- [YOUR INSTRUCTIONS]
Copy out the listing in full, exactly as written, but not its pictures.

━━━━━ GIVEN INFORMATION

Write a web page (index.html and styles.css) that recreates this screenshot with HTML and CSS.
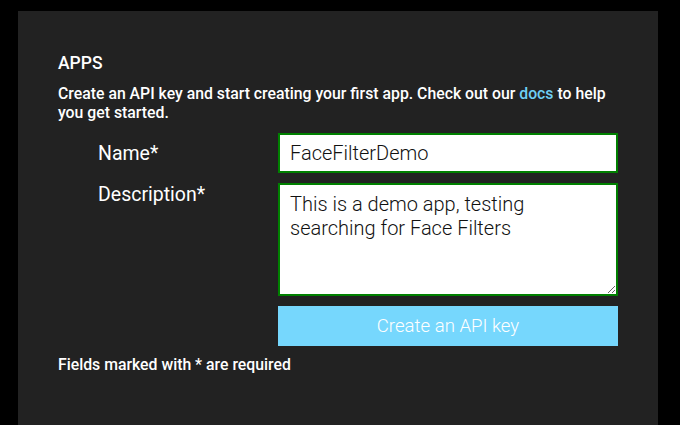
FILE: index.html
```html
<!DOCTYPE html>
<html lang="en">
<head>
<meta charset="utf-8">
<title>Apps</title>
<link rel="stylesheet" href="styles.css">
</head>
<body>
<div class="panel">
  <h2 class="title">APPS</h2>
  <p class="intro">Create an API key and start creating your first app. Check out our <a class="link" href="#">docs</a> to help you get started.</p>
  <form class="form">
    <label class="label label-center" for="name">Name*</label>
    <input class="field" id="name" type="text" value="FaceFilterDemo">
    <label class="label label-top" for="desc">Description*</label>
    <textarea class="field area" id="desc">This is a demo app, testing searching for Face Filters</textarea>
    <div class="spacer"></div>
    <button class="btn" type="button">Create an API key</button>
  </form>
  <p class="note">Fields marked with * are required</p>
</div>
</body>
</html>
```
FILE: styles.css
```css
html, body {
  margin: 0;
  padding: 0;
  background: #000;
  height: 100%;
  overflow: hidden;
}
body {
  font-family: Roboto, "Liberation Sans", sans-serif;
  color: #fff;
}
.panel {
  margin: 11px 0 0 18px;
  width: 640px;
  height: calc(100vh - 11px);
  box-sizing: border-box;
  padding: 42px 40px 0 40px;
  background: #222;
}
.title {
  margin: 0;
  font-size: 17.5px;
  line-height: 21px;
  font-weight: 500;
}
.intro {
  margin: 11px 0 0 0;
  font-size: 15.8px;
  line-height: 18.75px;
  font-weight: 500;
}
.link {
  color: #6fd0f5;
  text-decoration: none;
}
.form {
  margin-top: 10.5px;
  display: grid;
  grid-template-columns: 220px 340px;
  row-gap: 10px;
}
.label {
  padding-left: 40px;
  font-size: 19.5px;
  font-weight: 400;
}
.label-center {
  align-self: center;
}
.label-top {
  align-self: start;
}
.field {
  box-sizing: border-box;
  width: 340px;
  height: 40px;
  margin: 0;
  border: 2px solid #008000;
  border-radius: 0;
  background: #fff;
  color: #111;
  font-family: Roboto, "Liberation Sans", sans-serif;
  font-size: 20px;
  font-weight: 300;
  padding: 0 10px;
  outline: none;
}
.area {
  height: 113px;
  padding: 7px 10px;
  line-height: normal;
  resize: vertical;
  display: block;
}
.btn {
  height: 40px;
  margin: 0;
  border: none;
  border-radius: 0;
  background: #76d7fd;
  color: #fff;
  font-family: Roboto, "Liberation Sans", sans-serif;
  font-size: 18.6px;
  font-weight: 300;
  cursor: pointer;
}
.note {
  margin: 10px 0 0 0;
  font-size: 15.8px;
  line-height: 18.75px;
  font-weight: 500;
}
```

━━━━━━━━━━

- [FULL ANSWER]
Write a web page (index.html and styles.css) that recreates this screenshot with HTML and CSS.
FILE: index.html
```html
<!DOCTYPE html>
<html lang="en">
<head>
<meta charset="utf-8">
<title>Apps</title>
<link rel="stylesheet" href="styles.css">
</head>
<body>
<div class="panel">
  <h2 class="title">APPS</h2>
  <p class="intro">Create an API key and start creating your first app. Check out our <a class="link" href="#">docs</a> to help you get started.</p>
  <form class="form">
    <label class="label label-center" for="name">Name*</label>
    <input class="field" id="name" type="text" value="FaceFilterDemo">
    <label class="label label-top" for="desc">Description*</label>
    <textarea class="field area" id="desc">This is a demo app, testing searching for Face Filters</textarea>
    <div class="spacer"></div>
    <button class="btn" type="button">Create an API key</button>
  </form>
  <p class="note">Fields marked with * are required</p>
</div>
</body>
</html>
```
FILE: styles.css
```css
html, body {
  margin: 0;
  padding: 0;
  background: #000;
  height: 100%;
  overflow: hidden;
}
body {
  font-family: Roboto, "Liberation Sans", sans-serif;
  color: #fff;
}
.panel {
  margin: 11px 0 0 18px;
  width: 640px;
  height: calc(100vh - 11px);
  box-sizing: border-box;
  padding: 42px 40px 0 40px;
  background: #222;
}
.title {
  margin: 0;
  font-size: 17.5px;
  line-height: 21px;
  font-weight: 500;
}
.intro {
  margin: 11px 0 0 0;
  font-size: 15.8px;
  line-height: 18.75px;
  font-weight: 500;
}
.link {
  color: #6fd0f5;
  text-decoration: none;
}
.form {
  margin-top: 10.5px;
  display: grid;
  grid-template-columns: 220px 340px;
  row-gap: 10px;
}
.label {
  padding-left: 40px;
  font-size: 19.5px;
  font-weight: 400;
}
.label-center {
  align-self: center;
}
.label-top {
  align-self: start;
}
.field {
  box-sizing: border-box;
  width: 340px;
  height: 40px;
  margin: 0;
  border: 2px solid #008000;
  border-radius: 0;
  background: #fff;
  color: #111;
  font-family: Roboto, "Liberation Sans", sans-serif;
  font-size: 20px;
  font-weight: 300;
  padding: 0 10px;
  outline: none;
}
.area {
  height: 113px;
  padding: 7px 10px;
  line-height: normal;
  resize: vertical;
  display: block;
}
.btn {
  height: 40px;
  margin: 0;
  border: none;
  border-radius: 0;
  background: #76d7fd;
  color: #fff;
  font-family: Roboto, "Liberation Sans", sans-serif;
  font-size: 18.6px;
  font-weight: 300;
  cursor: pointer;
}
.note {
  margin: 10px 0 0 0;
  font-size: 15.8px;
  line-height: 18.75px;
  font-weight: 500;
}
```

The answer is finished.